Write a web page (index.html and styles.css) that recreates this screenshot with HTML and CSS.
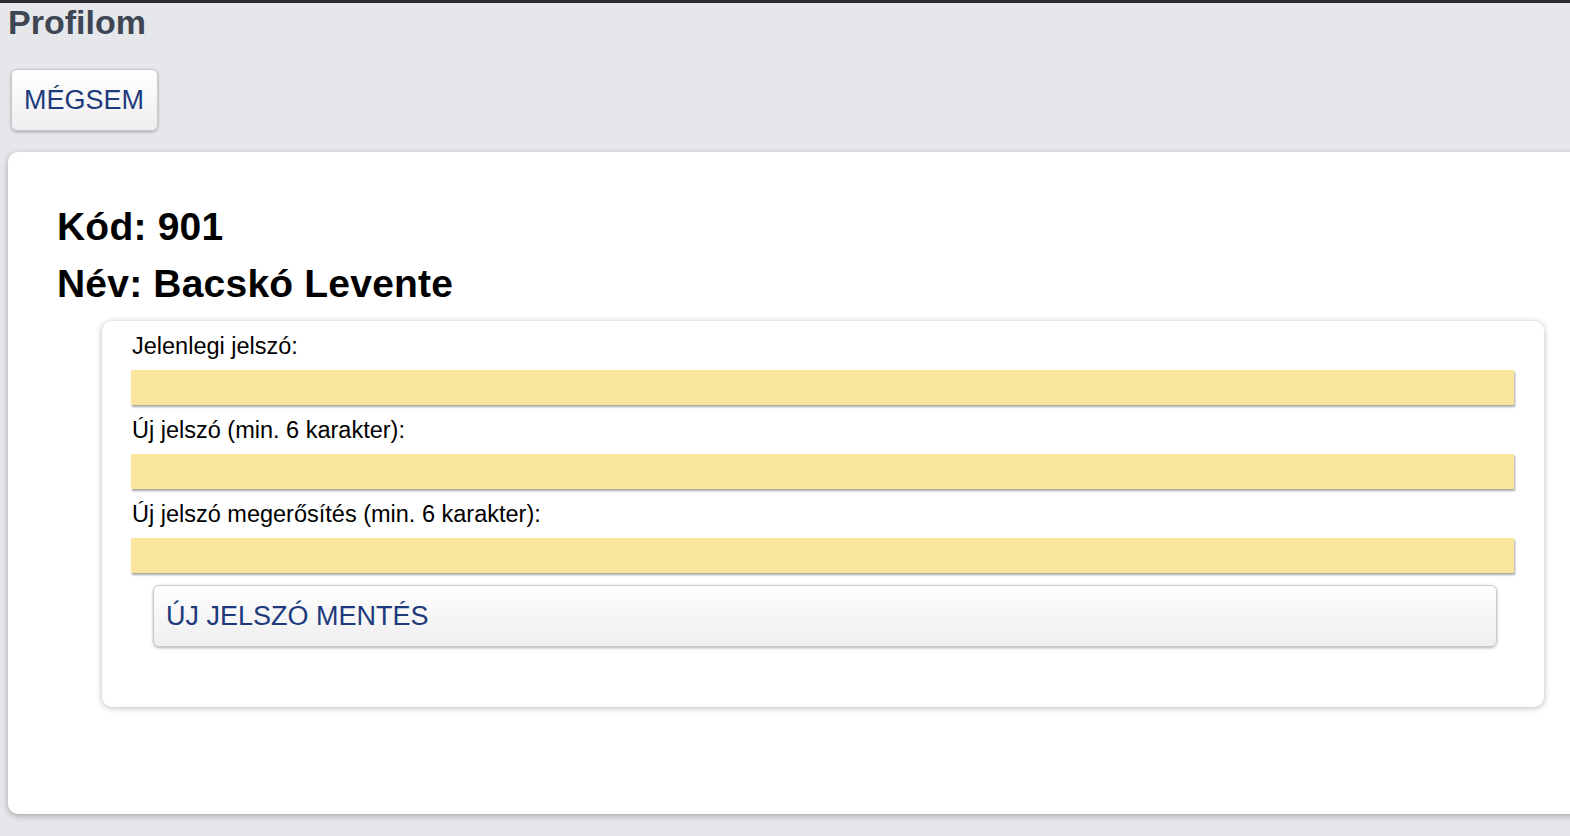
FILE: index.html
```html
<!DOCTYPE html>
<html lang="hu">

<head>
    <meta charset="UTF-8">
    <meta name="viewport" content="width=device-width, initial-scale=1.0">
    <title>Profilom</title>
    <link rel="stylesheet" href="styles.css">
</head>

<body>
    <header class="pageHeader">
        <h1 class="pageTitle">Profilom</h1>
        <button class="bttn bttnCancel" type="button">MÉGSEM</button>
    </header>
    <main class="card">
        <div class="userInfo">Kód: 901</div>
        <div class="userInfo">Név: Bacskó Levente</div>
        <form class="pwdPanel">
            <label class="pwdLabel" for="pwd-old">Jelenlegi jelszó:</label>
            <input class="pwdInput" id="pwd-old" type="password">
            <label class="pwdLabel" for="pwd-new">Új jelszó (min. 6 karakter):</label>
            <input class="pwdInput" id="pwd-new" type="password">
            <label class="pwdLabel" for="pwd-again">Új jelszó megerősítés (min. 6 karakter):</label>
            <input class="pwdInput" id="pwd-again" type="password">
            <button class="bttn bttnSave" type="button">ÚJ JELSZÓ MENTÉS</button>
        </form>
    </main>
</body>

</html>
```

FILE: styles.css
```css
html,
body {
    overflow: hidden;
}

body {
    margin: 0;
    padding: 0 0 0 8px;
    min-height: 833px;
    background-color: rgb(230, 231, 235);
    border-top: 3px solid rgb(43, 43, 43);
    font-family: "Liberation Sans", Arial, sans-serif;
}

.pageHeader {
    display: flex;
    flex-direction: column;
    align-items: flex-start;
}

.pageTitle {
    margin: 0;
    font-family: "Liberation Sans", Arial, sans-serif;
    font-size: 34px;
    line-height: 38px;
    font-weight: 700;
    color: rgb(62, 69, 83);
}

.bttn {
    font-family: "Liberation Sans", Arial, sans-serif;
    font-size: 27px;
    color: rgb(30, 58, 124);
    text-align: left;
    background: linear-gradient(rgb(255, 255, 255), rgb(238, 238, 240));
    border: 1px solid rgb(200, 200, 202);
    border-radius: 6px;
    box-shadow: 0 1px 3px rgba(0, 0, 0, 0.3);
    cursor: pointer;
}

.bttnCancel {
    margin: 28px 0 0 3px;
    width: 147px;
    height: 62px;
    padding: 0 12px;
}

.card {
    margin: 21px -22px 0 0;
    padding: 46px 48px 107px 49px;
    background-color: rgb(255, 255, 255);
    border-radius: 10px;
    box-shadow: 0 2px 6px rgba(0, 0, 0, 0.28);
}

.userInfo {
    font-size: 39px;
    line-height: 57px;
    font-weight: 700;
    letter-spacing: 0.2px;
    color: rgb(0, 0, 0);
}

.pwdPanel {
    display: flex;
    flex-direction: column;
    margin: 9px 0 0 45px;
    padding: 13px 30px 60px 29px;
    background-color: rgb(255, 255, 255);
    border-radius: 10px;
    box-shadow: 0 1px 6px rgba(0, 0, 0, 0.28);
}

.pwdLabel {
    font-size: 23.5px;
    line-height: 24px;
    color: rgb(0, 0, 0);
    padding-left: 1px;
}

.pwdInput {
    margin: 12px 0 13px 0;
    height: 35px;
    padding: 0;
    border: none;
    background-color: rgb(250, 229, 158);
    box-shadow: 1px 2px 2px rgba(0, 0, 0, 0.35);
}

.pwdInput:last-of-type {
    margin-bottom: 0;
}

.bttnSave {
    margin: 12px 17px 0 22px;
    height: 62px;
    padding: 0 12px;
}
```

---------------

- Problem statement
Report the number of lines in the listing above that include the word "index", and nothing else.

- Output below
2